I've had straps through AND over the wheels, but make sure they're quality straps without exposed tieback chains that could rub the rim. The wheels on the car are expensive to refinish, the 16" OEM ones rare and pricey to replace. If you insist on a car cover, get one with eyelets on the bottom to tie the sides together with bungee cords. No driver I've ever used on ANY car would allow me to put on a cover because of the supposed liability of it blowing off in traffic and causing havoc for other drivers. Perhaps if you can secure it through the eyelets, they'll cave in.
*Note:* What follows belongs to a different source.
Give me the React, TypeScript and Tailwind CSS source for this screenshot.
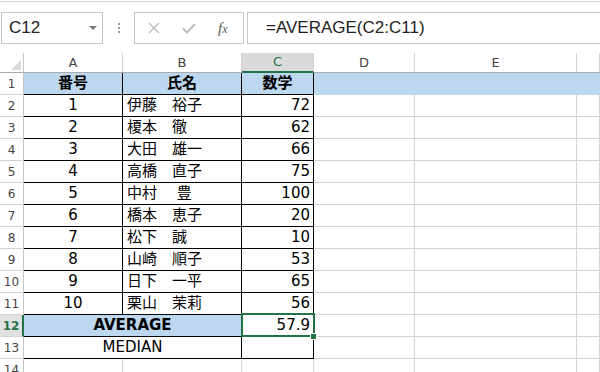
import clsx from "clsx"

const rows: [number, string, number][] = [
  [1, "伊藤　裕子", 72],
  [2, "榎本　徹", 62],
  [3, "大田　雄一", 66],
  [4, "高橋　直子", 75],
  [5, "中村　 豊", 100],
  [6, "橋本　恵子", 20],
  [7, "松下　誠", 10],
  [8, "山崎　順子", 53],
  [9, "日下　一平", 65],
  [10, "栗山　茉莉", 56],
]

const grid = "border-[#d4d4d4]"
const line = "border-black"

function Cell({ w, className, children }: { w: string; className?: string; children?: React.ReactNode }) {
  return (
    <div className={clsx("h-full shrink-0 border-r border-b flex items-center text-[15px] text-black", w, className)}>
      {children}
    </div>
  )
}

function RowHead({ n, active }: { n: number; active?: boolean }) {
  return (
    <div
      className={clsx(
        "w-[24px] h-full shrink-0 flex items-center justify-center border-b border-[#d4d4d4] text-[12px]",
        active
          ? "bg-[#e1e1e1] border-r-2 border-r-[#217346] text-[#217346] font-bold"
          : "bg-white border-r border-r-[#c6c6c6] text-[#444]"
      )}
    >
      {n}
    </div>
  )
}

function FormulaBar() {
  return (
    <div className="h-[52px] mt-px border-t border-[#d4d4d4] pt-[10px] flex items-start">
      <div className="ml-px w-[102px] h-[32px] border border-[#c6c6c6] flex items-center pl-[7px] pr-[5px] text-[17px] text-[#222] font-['Liberation_Sans',sans-serif]">
        <span className="flex-1">C12</span>
        <span className="w-0 h-0 border-l-[4px] border-r-[4px] border-t-[4px] border-l-transparent border-r-transparent border-t-[#777]" />
      </div>
      <div className="w-[31px] h-[32px] flex flex-col items-center justify-center gap-[2px]">
        <span className="w-[2px] h-[2px] bg-[#999]" />
        <span className="w-[2px] h-[2px] bg-[#999]" />
        <span className="w-[2px] h-[2px] bg-[#999]" />
      </div>
      <div className="w-[110px] h-[32px] border border-[#c6c6c6] flex items-center">
        <svg width="12" height="12" viewBox="0 0 12 12" className="ml-[13px]">
          <path d="M1 1L11 11M11 1L1 11" stroke="#bdbdbd" strokeWidth="1.4" fill="none" />
        </svg>
        <svg width="14" height="11" viewBox="0 0 14 11" className="ml-[22px]">
          <path d="M1 5.5L5 9.5L13 1" stroke="#bdbdbd" strokeWidth="2" fill="none" />
        </svg>
        <span className="ml-[22px] text-[15px] italic text-[#555] font-['Liberation_Serif',serif] leading-none">
          f<span className="text-[12px]">x</span>
        </span>
      </div>
      <div className="ml-[3px] flex-1 h-[32px] border-y border-l border-[#c6c6c6] flex items-center pl-[18px] text-[17px] text-[#222] font-['Liberation_Sans',sans-serif]">
        =AVERAGE(C2:C11)
      </div>
    </div>
  )
}

function ColumnHeaders() {
  const cols: [string, string][] = [
    ["A", "w-[99px]"],
    ["B", "w-[119px]"],
    ["C", "w-[72px]"],
    ["D", "w-[101px]"],
    ["E", "w-[162px]"],
    ["", "flex-1"],
  ]
  return (
    <div className="flex h-[20px]">
      <div className="w-[24px] h-full shrink-0 border-r border-b border-r-[#c6c6c6] border-b-[#ababab] flex items-end justify-end pr-[2px] pb-[2px]">
        <svg width="10" height="10" viewBox="0 0 10 10">
          <path d="M10 0L10 10L0 10Z" fill="#dadada" />
        </svg>
      </div>
      {cols.map(([c, w]) => (
        <div
          key={c || "f"}
          className={clsx(
            "h-full shrink-0 flex items-center justify-center border-r border-r-[#d4d4d4] text-[13px]",
            w,
            c === "C"
              ? "bg-[#dadada] border-b-2 border-b-[#217346] text-[#217346]"
              : "bg-white border-b border-b-[#ababab] text-[#444]"
          )}
        >
          {c}
        </div>
      ))}
    </div>
  )
}

export default function App() {
  return (
    <div className="w-[600px] h-[372px] overflow-hidden bg-white font-['DejaVu_Sans','Noto_Sans_CJK_JP',sans-serif]">
      <FormulaBar />
      <ColumnHeaders />

      <div className="flex h-[22px]">
        <RowHead n={1} />
        <Cell w="w-[99px]" className={clsx(line, "bg-[#bdd7ee] justify-center font-bold")}>番号</Cell>
        <Cell w="w-[119px]" className={clsx(line, "bg-[#bdd7ee] justify-center font-bold")}>氏名</Cell>
        <Cell w="w-[72px]" className={clsx(line, "bg-[#bdd7ee] justify-center font-bold")}>数学</Cell>
        <Cell w="w-[101px]" className="bg-[#bdd7ee] border-[#bdd7ee]" />
        <Cell w="w-[162px]" className="bg-[#bdd7ee] border-[#bdd7ee]" />
        <Cell w="flex-1" className="bg-[#bdd7ee] border-[#bdd7ee]" />
      </div>

      {rows.map(([no, name, score], i) => (
        <div key={no} className="flex h-[22px]">
          <RowHead n={i + 2} />
          <Cell w="w-[99px]" className={clsx(line, "justify-center")}>{no}</Cell>
          <Cell w="w-[119px]" className={clsx(line, "pl-[4px]")}>{name}</Cell>
          <Cell w="w-[72px]" className={clsx(line, "justify-end pr-[3px]")}>{score}</Cell>
          <Cell w="w-[101px]" className={grid} />
          <Cell w="w-[162px]" className={grid} />
          <Cell w="flex-1" className={grid} />
        </div>
      ))}

      <div className="flex h-[22px]">
        <RowHead n={12} active />
        <Cell w="w-[218px]" className={clsx(line, "bg-[#bdd7ee] justify-center font-bold")}>AVERAGE</Cell>
        <Cell w="w-[72px]" className={clsx(line, "justify-end pr-[3px] relative")}>
          57.9
          <span className="absolute -top-[2px] -left-[1px] -right-[2px] -bottom-px border-2 border-[#217346]" />
          <span className="absolute -right-[4px] -bottom-[4px] w-[7px] h-[7px] bg-[#217346] border border-white" />
        </Cell>
        <Cell w="w-[101px]" className={grid} />
        <Cell w="w-[162px]" className={grid} />
        <Cell w="flex-1" className={grid} />
      </div>

      <div className="flex h-[22px]">
        <RowHead n={13} />
        <Cell w="w-[218px]" className={clsx(line, "justify-center")}>MEDIAN</Cell>
        <Cell w="w-[72px]" className={line} />
        <Cell w="w-[101px]" className={grid} />
        <Cell w="w-[162px]" className={grid} />
        <Cell w="flex-1" className={grid} />
      </div>

      <div className="flex h-[22px]">
        <RowHead n={14} />
        <Cell w="w-[99px]" className={grid} />
        <Cell w="w-[119px]" className={grid} />
        <Cell w="w-[72px]" className={grid} />
        <Cell w="w-[101px]" className={grid} />
        <Cell w="w-[162px]" className={grid} />
        <Cell w="flex-1" className={grid} />
      </div>
    </div>
  )
}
I always have used "over the tire" straps. I got a couple of sets of them from my late brother who was the safety manager for a company that had hundreds of trucks that hauled new cars to dealers. They used them for their "special deliveries" of high dollar cars. The straps let the car ride on it's suspension. Almost all new cars were chained down at factory supplied holes that are somewhat industry standard today. The chains are cranked down very tight to gain enough height for more cars overhead and to keep the cars from moving vertically at all. You wouldn't believe how many new cars suffer roof damage from hitting the rack supporting the car above. The next time you pass a car carrier note just how close the cars are packed together. There is a real science of how the loads are built by model and position on the trailer to get the maximum amount of cars on the trailer. I would never use a car cover on an open trailer, the wind will move the cover around and scratch the paint.